(Stated problem): Report all lines holding "React".

(Given information):
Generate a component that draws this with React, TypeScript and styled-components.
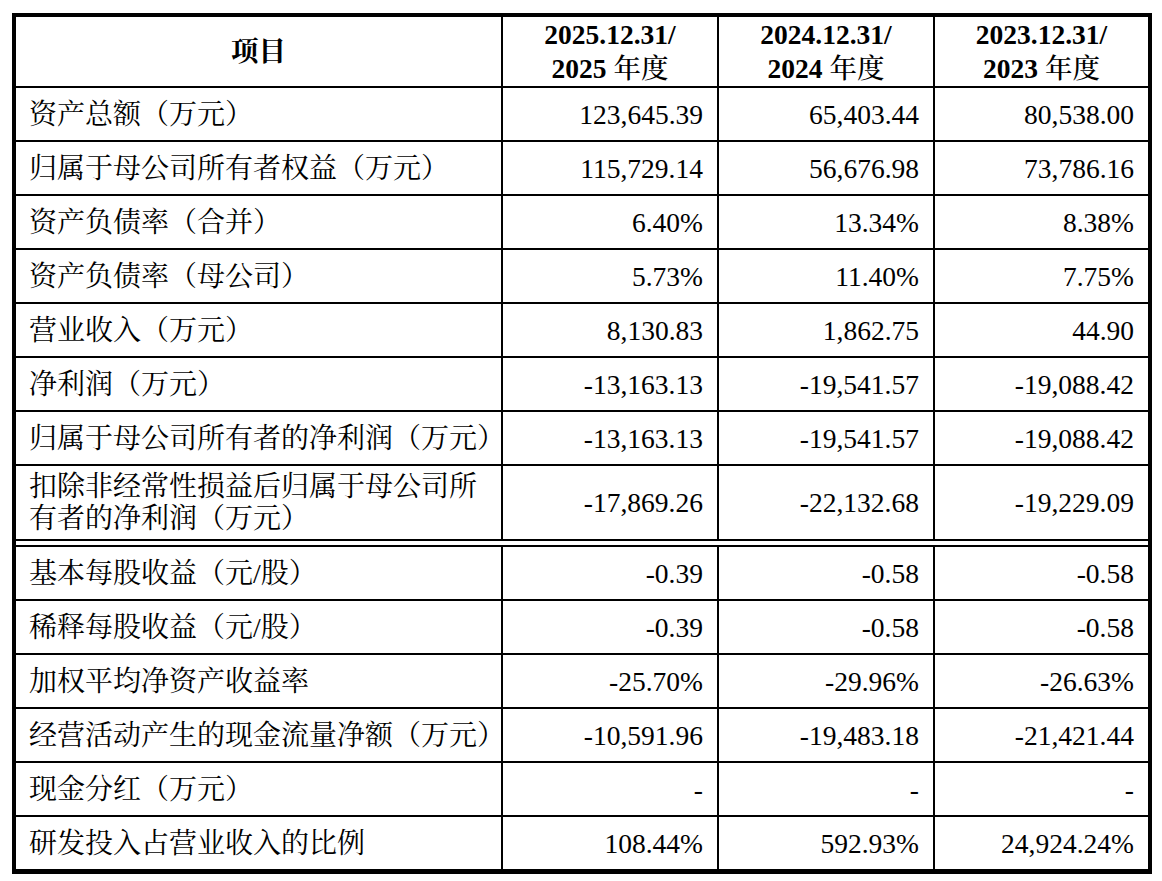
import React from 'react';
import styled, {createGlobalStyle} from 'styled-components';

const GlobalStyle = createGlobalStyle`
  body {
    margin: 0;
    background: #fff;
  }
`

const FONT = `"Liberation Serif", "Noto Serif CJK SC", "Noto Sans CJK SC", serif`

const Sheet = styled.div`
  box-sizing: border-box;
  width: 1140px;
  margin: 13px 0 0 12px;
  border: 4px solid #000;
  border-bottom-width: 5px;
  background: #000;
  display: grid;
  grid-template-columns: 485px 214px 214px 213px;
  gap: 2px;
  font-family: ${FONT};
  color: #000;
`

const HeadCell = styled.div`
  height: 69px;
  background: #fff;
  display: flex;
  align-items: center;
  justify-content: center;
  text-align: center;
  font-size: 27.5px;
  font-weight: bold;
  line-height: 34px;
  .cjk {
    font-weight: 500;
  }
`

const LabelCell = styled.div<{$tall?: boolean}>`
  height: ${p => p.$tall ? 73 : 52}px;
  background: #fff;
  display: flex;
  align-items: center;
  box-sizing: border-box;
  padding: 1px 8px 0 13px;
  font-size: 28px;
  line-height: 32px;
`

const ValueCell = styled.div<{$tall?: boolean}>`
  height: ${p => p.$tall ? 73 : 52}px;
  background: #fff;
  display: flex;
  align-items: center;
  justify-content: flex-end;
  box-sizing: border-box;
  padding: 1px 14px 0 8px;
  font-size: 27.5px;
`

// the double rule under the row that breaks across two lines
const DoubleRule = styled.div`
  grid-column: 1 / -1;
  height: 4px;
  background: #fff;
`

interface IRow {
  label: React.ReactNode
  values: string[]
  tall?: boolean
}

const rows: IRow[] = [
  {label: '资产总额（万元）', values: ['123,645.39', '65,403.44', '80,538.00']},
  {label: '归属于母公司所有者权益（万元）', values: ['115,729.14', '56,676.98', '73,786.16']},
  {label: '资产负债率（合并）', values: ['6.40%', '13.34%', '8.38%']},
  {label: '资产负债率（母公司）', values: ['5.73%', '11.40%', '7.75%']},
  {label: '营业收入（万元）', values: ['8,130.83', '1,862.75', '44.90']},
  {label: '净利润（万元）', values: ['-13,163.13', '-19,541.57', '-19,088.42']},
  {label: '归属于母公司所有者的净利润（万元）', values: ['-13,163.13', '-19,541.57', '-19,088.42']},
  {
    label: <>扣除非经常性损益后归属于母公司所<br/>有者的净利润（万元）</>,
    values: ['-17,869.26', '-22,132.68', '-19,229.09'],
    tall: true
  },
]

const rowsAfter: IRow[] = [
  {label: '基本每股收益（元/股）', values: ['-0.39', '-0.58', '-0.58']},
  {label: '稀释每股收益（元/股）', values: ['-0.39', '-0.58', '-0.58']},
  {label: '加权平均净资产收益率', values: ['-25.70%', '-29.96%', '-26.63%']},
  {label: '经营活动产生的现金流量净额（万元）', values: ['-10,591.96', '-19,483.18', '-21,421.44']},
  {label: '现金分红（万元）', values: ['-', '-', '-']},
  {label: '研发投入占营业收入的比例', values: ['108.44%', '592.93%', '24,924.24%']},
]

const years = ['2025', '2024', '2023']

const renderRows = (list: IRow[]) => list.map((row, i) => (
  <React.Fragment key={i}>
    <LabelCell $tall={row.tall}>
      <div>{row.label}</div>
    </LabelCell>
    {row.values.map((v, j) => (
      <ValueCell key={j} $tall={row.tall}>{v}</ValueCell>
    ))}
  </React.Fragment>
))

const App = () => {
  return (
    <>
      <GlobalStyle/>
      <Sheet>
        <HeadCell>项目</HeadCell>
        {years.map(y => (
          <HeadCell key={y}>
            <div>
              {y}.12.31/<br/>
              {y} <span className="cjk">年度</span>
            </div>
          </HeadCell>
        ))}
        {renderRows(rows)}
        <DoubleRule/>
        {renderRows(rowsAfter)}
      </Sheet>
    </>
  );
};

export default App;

(Complete output):
Generate a component that draws this with React, TypeScript and styled-components.
import React from 'react';
  label: React.ReactNode
  <React.Fragment key={i}>
  </React.Fragment>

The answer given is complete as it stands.